__Problem description__. Extract the records in full, leaving every picture out.

__Material shown__.
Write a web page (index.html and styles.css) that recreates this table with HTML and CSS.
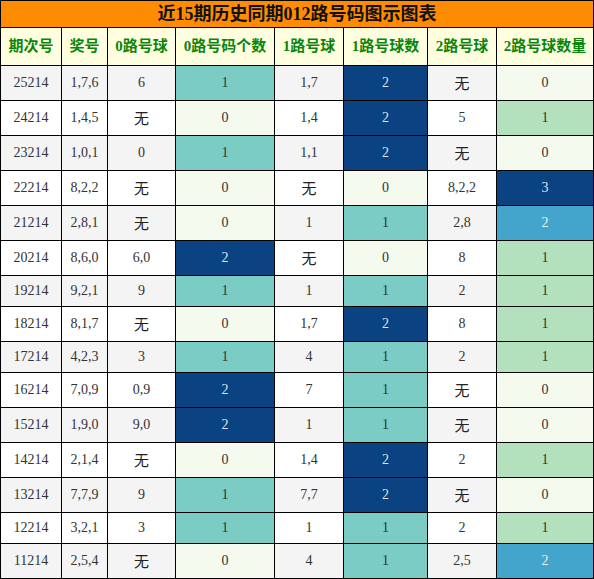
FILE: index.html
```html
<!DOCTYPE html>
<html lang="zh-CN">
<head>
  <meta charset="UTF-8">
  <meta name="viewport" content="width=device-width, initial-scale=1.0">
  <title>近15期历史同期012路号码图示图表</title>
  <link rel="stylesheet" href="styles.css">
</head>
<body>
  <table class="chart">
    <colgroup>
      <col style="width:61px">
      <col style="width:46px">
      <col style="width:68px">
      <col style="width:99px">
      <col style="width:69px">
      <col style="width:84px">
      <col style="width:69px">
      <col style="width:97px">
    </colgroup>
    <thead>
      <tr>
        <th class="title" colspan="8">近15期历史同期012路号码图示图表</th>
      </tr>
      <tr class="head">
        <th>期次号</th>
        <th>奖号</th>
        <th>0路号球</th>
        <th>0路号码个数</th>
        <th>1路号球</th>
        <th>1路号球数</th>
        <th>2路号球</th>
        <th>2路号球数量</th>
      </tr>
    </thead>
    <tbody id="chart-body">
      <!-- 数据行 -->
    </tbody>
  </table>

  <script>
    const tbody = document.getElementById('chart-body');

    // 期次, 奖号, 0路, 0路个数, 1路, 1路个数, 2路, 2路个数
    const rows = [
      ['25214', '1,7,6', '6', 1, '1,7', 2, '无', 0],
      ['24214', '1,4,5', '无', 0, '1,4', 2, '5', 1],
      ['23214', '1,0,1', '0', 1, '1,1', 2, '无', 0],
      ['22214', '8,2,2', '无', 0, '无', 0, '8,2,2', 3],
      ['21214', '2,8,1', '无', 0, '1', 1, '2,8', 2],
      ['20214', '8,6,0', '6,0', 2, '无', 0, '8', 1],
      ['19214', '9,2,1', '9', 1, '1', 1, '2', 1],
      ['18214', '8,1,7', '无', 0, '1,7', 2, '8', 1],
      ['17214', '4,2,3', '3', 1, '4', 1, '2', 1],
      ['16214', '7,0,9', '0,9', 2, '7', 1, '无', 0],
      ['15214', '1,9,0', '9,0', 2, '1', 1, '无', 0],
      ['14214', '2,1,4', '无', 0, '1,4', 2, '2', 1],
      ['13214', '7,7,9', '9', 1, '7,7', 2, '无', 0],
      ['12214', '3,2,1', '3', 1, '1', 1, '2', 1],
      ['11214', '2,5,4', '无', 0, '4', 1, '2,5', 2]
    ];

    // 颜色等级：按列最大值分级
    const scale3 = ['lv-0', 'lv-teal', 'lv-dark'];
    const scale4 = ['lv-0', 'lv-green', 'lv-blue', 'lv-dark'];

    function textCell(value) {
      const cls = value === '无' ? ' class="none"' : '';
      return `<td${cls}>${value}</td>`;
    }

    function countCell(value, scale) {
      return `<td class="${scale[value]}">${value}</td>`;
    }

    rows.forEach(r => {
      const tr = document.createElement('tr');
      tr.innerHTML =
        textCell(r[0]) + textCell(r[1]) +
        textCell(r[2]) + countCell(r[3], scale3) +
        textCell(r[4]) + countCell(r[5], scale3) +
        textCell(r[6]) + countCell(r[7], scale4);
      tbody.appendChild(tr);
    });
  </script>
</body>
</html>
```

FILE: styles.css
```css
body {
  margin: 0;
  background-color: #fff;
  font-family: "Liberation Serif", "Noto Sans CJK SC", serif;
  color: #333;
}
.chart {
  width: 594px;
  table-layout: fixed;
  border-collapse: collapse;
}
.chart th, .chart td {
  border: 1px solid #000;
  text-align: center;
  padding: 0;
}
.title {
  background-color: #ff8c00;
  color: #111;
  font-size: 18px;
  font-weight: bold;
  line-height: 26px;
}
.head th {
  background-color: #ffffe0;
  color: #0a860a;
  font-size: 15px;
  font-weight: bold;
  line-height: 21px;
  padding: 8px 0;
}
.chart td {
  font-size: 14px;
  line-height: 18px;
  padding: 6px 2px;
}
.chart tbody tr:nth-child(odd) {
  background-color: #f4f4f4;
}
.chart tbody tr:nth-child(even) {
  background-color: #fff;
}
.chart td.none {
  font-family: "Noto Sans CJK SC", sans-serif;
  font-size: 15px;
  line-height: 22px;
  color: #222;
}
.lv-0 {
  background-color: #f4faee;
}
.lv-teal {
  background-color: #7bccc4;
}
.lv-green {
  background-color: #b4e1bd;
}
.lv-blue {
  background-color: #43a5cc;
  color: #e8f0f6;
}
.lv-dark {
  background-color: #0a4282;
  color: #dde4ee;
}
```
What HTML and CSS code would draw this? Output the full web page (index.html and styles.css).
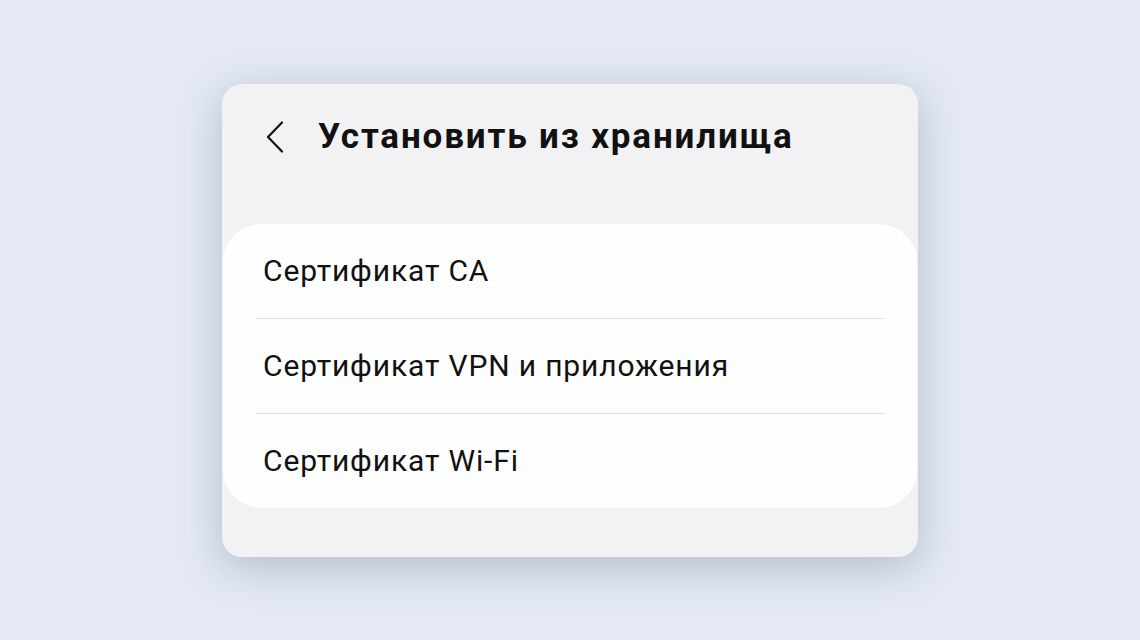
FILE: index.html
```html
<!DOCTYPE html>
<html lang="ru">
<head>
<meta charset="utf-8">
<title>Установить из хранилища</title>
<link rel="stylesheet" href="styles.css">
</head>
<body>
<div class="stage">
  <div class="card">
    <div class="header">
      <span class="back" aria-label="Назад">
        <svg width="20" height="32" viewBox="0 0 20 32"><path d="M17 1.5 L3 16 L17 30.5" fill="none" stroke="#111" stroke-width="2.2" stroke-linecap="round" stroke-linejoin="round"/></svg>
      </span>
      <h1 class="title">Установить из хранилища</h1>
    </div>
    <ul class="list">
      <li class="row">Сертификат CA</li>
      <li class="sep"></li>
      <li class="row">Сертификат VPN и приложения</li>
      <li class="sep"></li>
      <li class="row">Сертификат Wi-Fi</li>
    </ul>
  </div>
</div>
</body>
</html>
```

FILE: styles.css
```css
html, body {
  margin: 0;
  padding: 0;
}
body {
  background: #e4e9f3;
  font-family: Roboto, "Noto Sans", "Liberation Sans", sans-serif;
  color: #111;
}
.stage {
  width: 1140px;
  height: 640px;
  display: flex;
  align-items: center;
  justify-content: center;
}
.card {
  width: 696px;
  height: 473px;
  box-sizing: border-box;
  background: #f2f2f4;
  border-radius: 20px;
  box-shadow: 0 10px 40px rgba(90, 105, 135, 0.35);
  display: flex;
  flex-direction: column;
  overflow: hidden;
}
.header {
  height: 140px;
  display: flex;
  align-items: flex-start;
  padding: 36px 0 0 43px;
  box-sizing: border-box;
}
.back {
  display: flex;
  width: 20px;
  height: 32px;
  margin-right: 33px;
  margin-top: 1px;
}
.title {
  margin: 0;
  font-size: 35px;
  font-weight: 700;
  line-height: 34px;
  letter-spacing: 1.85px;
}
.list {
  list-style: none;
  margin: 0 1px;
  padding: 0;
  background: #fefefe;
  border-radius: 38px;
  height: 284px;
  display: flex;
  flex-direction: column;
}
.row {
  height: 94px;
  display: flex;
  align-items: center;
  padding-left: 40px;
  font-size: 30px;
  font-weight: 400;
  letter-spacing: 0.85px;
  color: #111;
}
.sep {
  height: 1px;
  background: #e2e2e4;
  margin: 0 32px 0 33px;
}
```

__Expected output__.
Write a web page (index.html and styles.css) that recreates this table with HTML and CSS.
FILE: index.html
```html
<!DOCTYPE html>
<html lang="zh-CN">
<head>
  <meta charset="UTF-8">
  <meta name="viewport" content="width=device-width, initial-scale=1.0">
  <title>近15期历史同期012路号码图示图表</title>
  <link rel="stylesheet" href="styles.css">
</head>
<body>
  <table class="chart">
    <colgroup>
      <col style="width:61px">
      <col style="width:46px">
      <col style="width:68px">
      <col style="width:99px">
      <col style="width:69px">
      <col style="width:84px">
      <col style="width:69px">
      <col style="width:97px">
    </colgroup>
    <thead>
      <tr>
        <th class="title" colspan="8">近15期历史同期012路号码图示图表</th>
      </tr>
      <tr class="head">
        <th>期次号</th>
        <th>奖号</th>
        <th>0路号球</th>
        <th>0路号码个数</th>
        <th>1路号球</th>
        <th>1路号球数</th>
        <th>2路号球</th>
        <th>2路号球数量</th>
      </tr>
    </thead>
    <tbody id="chart-body">
      <!-- 数据行 -->
    </tbody>
  </table>

  <script>
    const tbody = document.getElementById('chart-body');

    // 期次, 奖号, 0路, 0路个数, 1路, 1路个数, 2路, 2路个数
    const rows = [
      ['25214', '1,7,6', '6', 1, '1,7', 2, '无', 0],
      ['24214', '1,4,5', '无', 0, '1,4', 2, '5', 1],
      ['23214', '1,0,1', '0', 1, '1,1', 2, '无', 0],
      ['22214', '8,2,2', '无', 0, '无', 0, '8,2,2', 3],
      ['21214', '2,8,1', '无', 0, '1', 1, '2,8', 2],
      ['20214', '8,6,0', '6,0', 2, '无', 0, '8', 1],
      ['19214', '9,2,1', '9', 1, '1', 1, '2', 1],
      ['18214', '8,1,7', '无', 0, '1,7', 2, '8', 1],
      ['17214', '4,2,3', '3', 1, '4', 1, '2', 1],
      ['16214', '7,0,9', '0,9', 2, '7', 1, '无', 0],
      ['15214', '1,9,0', '9,0', 2, '1', 1, '无', 0],
      ['14214', '2,1,4', '无', 0, '1,4', 2, '2', 1],
      ['13214', '7,7,9', '9', 1, '7,7', 2, '无', 0],
      ['12214', '3,2,1', '3', 1, '1', 1, '2', 1],
      ['11214', '2,5,4', '无', 0, '4', 1, '2,5', 2]
    ];

    // 颜色等级：按列最大值分级
    const scale3 = ['lv-0', 'lv-teal', 'lv-dark'];
    const scale4 = ['lv-0', 'lv-green', 'lv-blue', 'lv-dark'];

    function textCell(value) {
      const cls = value === '无' ? ' class="none"' : '';
      return `<td${cls}>${value}</td>`;
    }

    function countCell(value, scale) {
      return `<td class="${scale[value]}">${value}</td>`;
    }

    rows.forEach(r => {
      const tr = document.createElement('tr');
      tr.innerHTML =
        textCell(r[0]) + textCell(r[1]) +
        textCell(r[2]) + countCell(r[3], scale3) +
        textCell(r[4]) + countCell(r[5], scale3) +
        textCell(r[6]) + countCell(r[7], scale4);
      tbody.appendChild(tr);
    });
  </script>
</body>
</html>
```

FILE: styles.css
```css
body {
  margin: 0;
  background-color: #fff;
  font-family: "Liberation Serif", "Noto Sans CJK SC", serif;
  color: #333;
}
.chart {
  width: 594px;
  table-layout: fixed;
  border-collapse: collapse;
}
.chart th, .chart td {
  border: 1px solid #000;
  text-align: center;
  padding: 0;
}
.title {
  background-color: #ff8c00;
  color: #111;
  font-size: 18px;
  font-weight: bold;
  line-height: 26px;
}
.head th {
  background-color: #ffffe0;
  color: #0a860a;
  font-size: 15px;
  font-weight: bold;
  line-height: 21px;
  padding: 8px 0;
}
.chart td {
  font-size: 14px;
  line-height: 18px;
  padding: 6px 2px;
}
.chart tbody tr:nth-child(odd) {
  background-color: #f4f4f4;
}
.chart tbody tr:nth-child(even) {
  background-color: #fff;
}
.chart td.none {
  font-family: "Noto Sans CJK SC", sans-serif;
  font-size: 15px;
  line-height: 22px;
  color: #222;
}
.lv-0 {
  background-color: #f4faee;
}
.lv-teal {
  background-color: #7bccc4;
}
.lv-green {
  background-color: #b4e1bd;
}
.lv-blue {
  background-color: #43a5cc;
  color: #e8f0f6;
}
.lv-dark {
  background-color: #0a4282;
  color: #dde4ee;
}
```
What HTML and CSS code would draw this? Output the full web page (index.html and styles.css).
FILE: index.html
```html
<!DOCTYPE html>
<html lang="ru">
<head>
<meta charset="utf-8">
<title>Установить из хранилища</title>
<link rel="stylesheet" href="styles.css">
</head>
<body>
<div class="stage">
  <div class="card">
    <div class="header">
      <span class="back" aria-label="Назад">
        <svg width="20" height="32" viewBox="0 0 20 32"><path d="M17 1.5 L3 16 L17 30.5" fill="none" stroke="#111" stroke-width="2.2" stroke-linecap="round" stroke-linejoin="round"/></svg>
      </span>
      <h1 class="title">Установить из хранилища</h1>
    </div>
    <ul class="list">
      <li class="row">Сертификат CA</li>
      <li class="sep"></li>
      <li class="row">Сертификат VPN и приложения</li>
      <li class="sep"></li>
      <li class="row">Сертификат Wi-Fi</li>
    </ul>
  </div>
</div>
</body>
</html>
```

FILE: styles.css
```css
html, body {
  margin: 0;
  padding: 0;
}
body {
  background: #e4e9f3;
  font-family: Roboto, "Noto Sans", "Liberation Sans", sans-serif;
  color: #111;
}
.stage {
  width: 1140px;
  height: 640px;
  display: flex;
  align-items: center;
  justify-content: center;
}
.card {
  width: 696px;
  height: 473px;
  box-sizing: border-box;
  background: #f2f2f4;
  border-radius: 20px;
  box-shadow: 0 10px 40px rgba(90, 105, 135, 0.35);
  display: flex;
  flex-direction: column;
  overflow: hidden;
}
.header {
  height: 140px;
  display: flex;
  align-items: flex-start;
  padding: 36px 0 0 43px;
  box-sizing: border-box;
}
.back {
  display: flex;
  width: 20px;
  height: 32px;
  margin-right: 33px;
  margin-top: 1px;
}
.title {
  margin: 0;
  font-size: 35px;
  font-weight: 700;
  line-height: 34px;
  letter-spacing: 1.85px;
}
.list {
  list-style: none;
  margin: 0 1px;
  padding: 0;
  background: #fefefe;
  border-radius: 38px;
  height: 284px;
  display: flex;
  flex-direction: column;
}
.row {
  height: 94px;
  display: flex;
  align-items: center;
  padding-left: 40px;
  font-size: 30px;
  font-weight: 400;
  letter-spacing: 0.85px;
  color: #111;
}
.sep {
  height: 1px;
  background: #e2e2e4;
  margin: 0 32px 0 33px;
}
```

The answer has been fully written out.